DOCUMENTING SEXUAL HARASSMENT IN THE WORKPLACE

The collection and presentation of evidence in support of a sexual harassment claim is important. In order to be considered sexual harassment, the behavior must be not only severe and pervasive enough but also it has to be unwelcome. It is important to gather any documents and communications that might support any elements of your case.

Examples of evidence to prove sexual harassment cases may include the following:

  • Your complaint to Human Resources and/or management and the Company’s response (or lack of response).
  • Communications from the harasser which demonstrates the sexual nature of the behavior, such as emails, voicemails, text messages, comments on social media, etc.
  • Your employee policy handbook, including the company’s written sexual harassment policies;
  • Testimony from witnesses;
  • Any photos or videos of incidents.

The harasser might try to defend themselves by attacking the employee’s performance. For that reason, we recommend that you keep copies of your performance evaluation(s) or any documentation that shows your work quality.

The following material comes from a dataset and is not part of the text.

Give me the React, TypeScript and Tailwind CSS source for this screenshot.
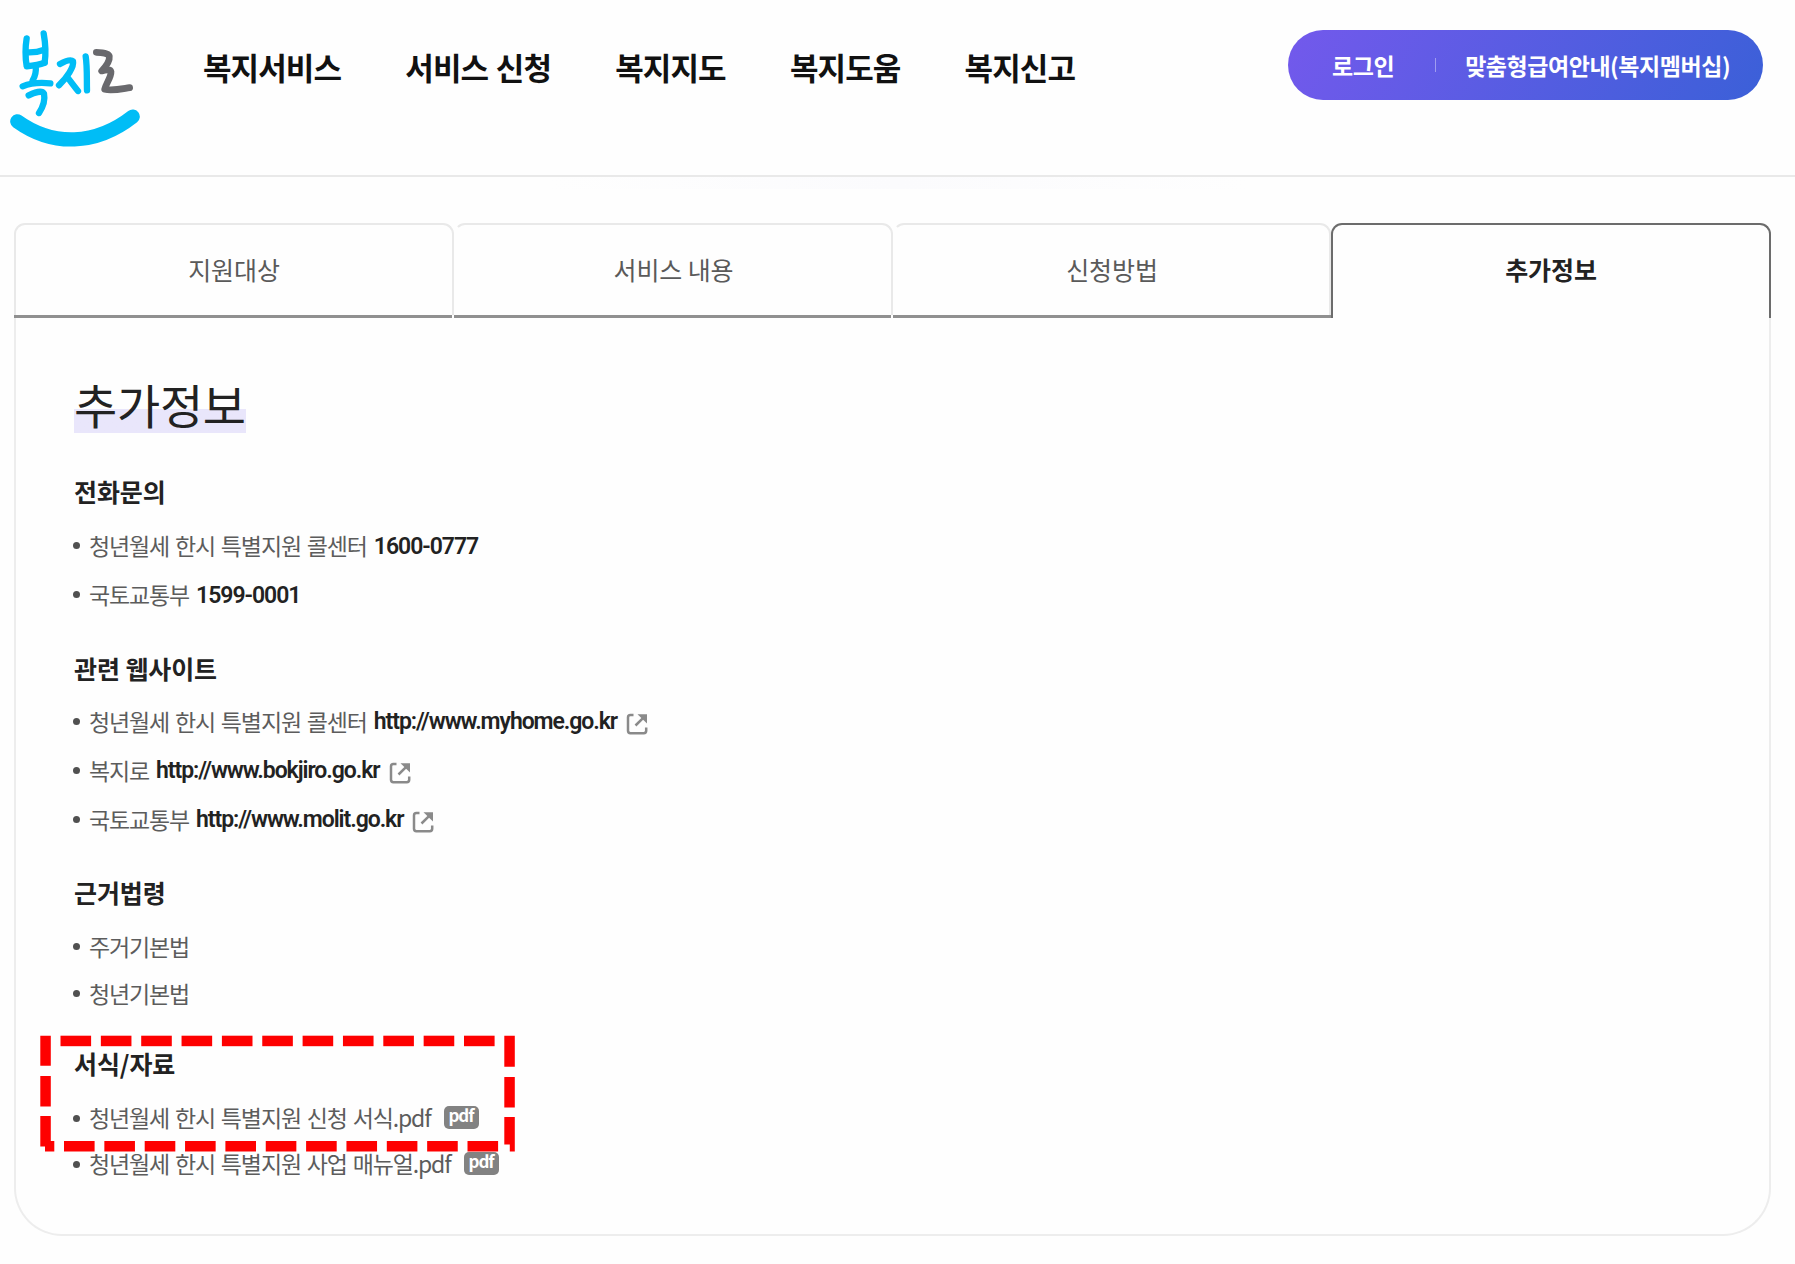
import React from "react";

const navItems = ["복지서비스", "서비스 신청", "복지지도", "복지도움", "복지신고"];
const tabs = ["지원대상", "서비스 내용", "신청방법"];

function Logo() {
  return (
    <svg className="ml-[9px] mt-[28px] h-[120px] w-[134px] shrink-0" viewBox="27 84 402 360" fill="none" strokeLinecap="round" strokeLinejoin="round">
      <g stroke="#00bdf6" strokeWidth="19">
        <path d="M80 115C76 140 75 168 80 199C98 197 118 194 134 188" />
        <path d="M131 100C136 128 138 160 134 188" />
        <path d="M81 157C99 158 117 155 133 149" />
        <path d="M107 197C109 215 105 230 98 241" />
        <path d="M68 259C94 248 123 247 151 250" />
        <path d="M86 286C104 277 126 271 132 281C136 301 127 324 117 339" />
        <path d="M180 192C195 184 212 177 219 184C223 201 200 233 177 256" />
        <path d="M203 233C214 247 223 260 234 273" />
        <path d="M257 169C262 201 260 237 261 271" />
      </g>
      <path stroke="#69696d" strokeWidth="20" d="M289 157C306 157 326 160 328 169C330 184 318 199 305 213C315 210 331 206 333 215C334 232 318 250 314 268C338 273 363 267 389 263" />
      <path stroke="#00bdf6" strokeWidth="43" d="M52 364C158 440 287 437 398 350" />
    </svg>
  );
}

function ExternalIcon() {
  return (
    <svg className="ml-[9px] mt-[6px] h-[22px] w-[22px] shrink-0" viewBox="0 0 22 22" fill="none" stroke="#8a8a8a" strokeWidth="2.5">
      <path d="M7.5 2H4.4Q2 2 2 4.4V17.8Q2 20.2 4.4 20.2H17.8Q20.2 20.2 20.2 17.8V14.5" />
      <path d="M9.5 12.5L18 4.2" />
      <path d="M11.5 1.2H21V10.5Z" fill="#8a8a8a" stroke="none" />
    </svg>
  );
}

function Item({ h, children }: { h: string; children: React.ReactNode }) {
  return (
    <li className={`-ml-px flex items-center whitespace-pre text-[23px] leading-[34px] tracking-[-1.15px] text-[#5c5c5c] [word-spacing:1.9px] ${h}`}>
      <span className="mr-[9px] mt-[2px] h-[7px] w-[7px] shrink-0 rounded-full bg-[#505050]" />
      {children}
    </li>
  );
}

function Strong({ children }: { children: React.ReactNode }) {
  return <b className="ml-[7px] mt-[4px] font-['Roboto'] font-semibold tracking-[-1.02px] text-[#222]">{children}</b>;
}

function Url({ children }: { children: React.ReactNode }) {
  return (
    <>
      <a className="ml-[7px] mt-[2px] font-['Roboto'] font-semibold tracking-[-1.06px] text-[#222]">{children}</a>
      <ExternalIcon />
    </>
  );
}

function Heading({ children }: { children: React.ReactNode }) {
  return <h3 className="h-[36px] text-[25px] font-bold leading-[36px] tracking-[-0.1px] text-[#222]">{children}</h3>;
}

function Pdf() {
  return (
    <span className="ml-[13px] flex h-[23px] w-[35px] shrink-0 items-start justify-center rounded-[5px] bg-[#828282] text-[17px] font-bold leading-[17px] tracking-[-1px] text-white">
      pdf
    </span>
  );
}

const dashesTop = Array.from({ length: 11 }, (_, i) => 20.5 + i * 40.35);
const dashesBottom = Array.from({ length: 11 }, (_, i) => 24 + i * 40.35);

function DashedFrame() {
  return (
    <svg className="absolute left-[40px] top-[1035px] h-[117px] w-[476px]" viewBox="0 0 476 117" fill="#fe0000">
      {dashesTop.map((x) => (
        <rect key={x} x={x} y="0.7" width="30.6" height="10.5" />
      ))}
      {dashesBottom.map((x) => (
        <rect key={x} x={x} y="106" width="30.6" height="10.5" />
      ))}
      <path d="M.3.7h10.5v30H.3zM.3 41h10.5v30.5H.3zM.3 81h10.5v25h3.5v10.5H5v-5H.3z" />
      <path d="M464.3.7h10.5v31h-10.5zM464.3 42h10.5v30.5h-10.5zM464.3 82h10.5v34.5h-5v-7h-5.5z" />
    </svg>
  );
}

export default function App() {
  return (
    <div className="relative h-[1264px] w-[1795px] overflow-hidden bg-[#fefefe] font-['Noto_Sans_CJK_KR',sans-serif]">
      <header className="flex h-[177px] items-start border-b-2 border-[#e9e9e9]">
        <Logo />
        <nav className="ml-[60px] mt-[43px] flex gap-[64.2px] whitespace-nowrap text-[31px] font-bold leading-[47px] tracking-[-0.9px] text-[#111] [word-spacing:1.5px]">
          {navItems.map((n) => (
            <a key={n}>{n}</a>
          ))}
        </nav>
        <div className="ml-auto mr-[32px] mt-[30px] flex h-[70px] w-[475px] items-center rounded-full bg-linear-[120deg,#7359ec,#3b60d8] pl-[44px] text-[23px] font-bold tracking-[-0.45px] text-white">
          <a className="whitespace-nowrap">로그인</a>
          <span className="ml-[41px] h-[14px] w-px bg-white/40" />
          <a className="ml-[29px] whitespace-nowrap">맞춤형급여안내(복지멤버십)</a>
        </div>
      </header>
      <div className="mx-auto h-[12px] w-[700px] bg-linear-to-r from-transparent via-[#fbfbfd] to-transparent" />

      <main className="ml-[14px] mt-[34px] w-[1757px]">
        <div className="flex h-[95px] text-[25px] leading-[36px] tracking-[-0.1px]">
          {tabs.map((t, i) => (
            <div key={t} className={`flex flex-col ${i === 0 ? "w-[440px]" : i === 1 ? "w-[439px]" : "w-[438px]"}`}>
              <div
                className={`flex flex-1 items-center justify-center rounded-t-[11px] border-t-2 border-r-2 border-[#e9e9e9] pb-[2px] text-[#5a5a5a] ${i === 0 ? "border-l-2" : "border-l-2 border-l-transparent"}`}
              >
                {t}
              </div>
              <div className={`h-[3px] bg-[#909090] ${i === 2 ? "" : "mr-[2px]"}`} />
            </div>
          ))}
          <div className="flex flex-1 items-center justify-center rounded-t-[11px] border-2 border-b-0 border-[#6c6c6c] pb-[5px] font-bold text-[#222]">
            추가정보
          </div>
        </div>

        <section className="h-[918px] rounded-b-[48px] border-2 border-t-0 border-[#ededed] pl-[58px]">
          <h2 className="flex pt-[56px]">
            <span className="bg-linear-to-b from-transparent from-[59%] to-[#e9e6fb] to-[59%] text-[47px] font-normal leading-[59px] tracking-[-0.3px] text-[#222]">추가정보</span>
          </h2>

          <div className="mt-[40px]">
            <Heading>전화문의</Heading>
            <ul className="mt-[11px]">
              <Item h="h-[49px]">청년월세 한시 특별지원 콜센터<Strong>1600-0777</Strong></Item>
              <Item h="h-[49px]">국토교통부<Strong>1599-0001</Strong></Item>
            </ul>
          </div>

          <div className="mt-[32px]">
            <Heading>관련 웹사이트</Heading>
            <ul className="mt-[10px]">
              <Item h="h-[49px]">청년월세 한시 특별지원 콜센터<Url>http://www.myhome.go.kr</Url></Item>
              <Item h="h-[49px]">복지로<Url>http://www.bokjiro.go.kr</Url></Item>
              <Item h="h-[49px]">국토교통부<Url>http://www.molit.go.kr</Url></Item>
            </ul>
          </div>

          <div className="mt-[31px]">
            <Heading>근거법령</Heading>
            <ul className="mt-[12px]">
              <Item h="h-[47px]">주거기본법</Item>
              <Item h="h-[47px]">청년기본법</Item>
            </ul>
          </div>

          <div className="mt-[29px]">
            <Heading>서식/자료</Heading>
            <ul className="mt-[13px]">
              <Item h="h-[46px]">청년월세 한시 특별지원 신청 서식.pdf<Pdf /></Item>
              <Item h="h-[46px]">청년월세 한시 특별지원 사업 매뉴얼.pdf<Pdf /></Item>
            </ul>
          </div>
        </section>
      </main>
      <DashedFrame />
    </div>
  );
}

WHEN SHOULD YOU CONTACT AN ATTORNEY?

If you believe you are being harassed at work, you should consult with an experienced employment attorney. An attorney can negotiate with your employer to try to end the harassment. An attorney can help you use your company’s internal complaint system, respond to the investigator’s questions, draft your agency charge, and much more. A claim for sexual harassment must be brought with the federal Equal Employment Opportunity Commission (EEOC) or your state’s fair employment practices agency. Depending on your state’s law, you have either 180 days or 300 days after the harassment took place to file your charge.